Tuesday 29 July 2008

No Questions? Not Now

I am told by a few people sometimes not to question. Not to ask too many questions and just accept things as they are. Accept things because that is the way it always has been. People accepted it before you, and so should I. But the people before us are not like us. They did not have the tools to question. They did not have relatively high literacy rates, did not have full access to libraries, educational programs, or even the rights and responsibilities associated with democracy. All these privileges give us the right, the responsibility to question what may seem normal. What has been accepted for hundreds of years. We can learn for ourselves, we ponder, and study. Instead having to travel to hear a scholar or master speak, we can simply go online and look up a youtube video, or even go to the library and read their biography and books. It is all at our fingertips.
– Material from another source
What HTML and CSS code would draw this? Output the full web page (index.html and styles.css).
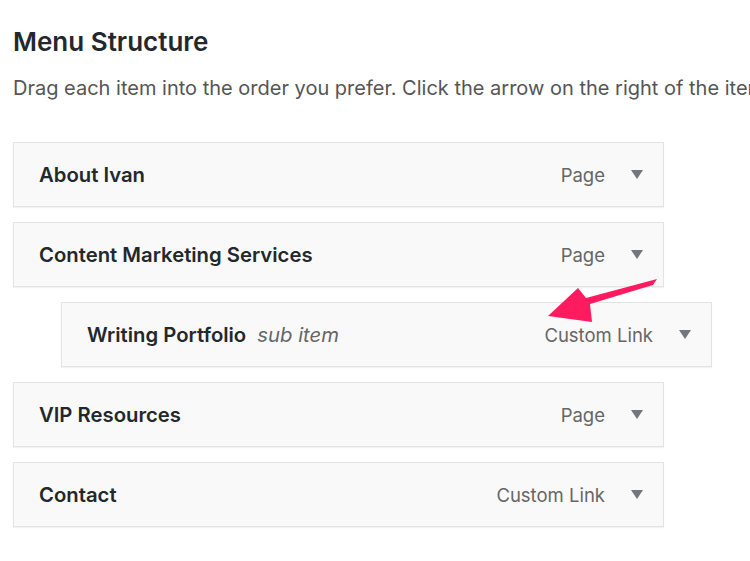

Our ancestors did not have these benefits and therefore less of them had the ability to fruitfully ponder their reality.

That is the difference, and that is why we should and can challenge the status quo, challenge the hypocrisy of our time, and challenge societies inequalities.

1 comment:

A Global Citizen said...

Every human being should be granted the right to think freely and accordingly ask questions about anything and everything.

This God-given right shouldn't be snatched away from people, and certainly they shouldn't be forced to follow some tediously-typical way of thinking.

Asking questions undoubtedly helps widen people's perceptions and understanding of life at large.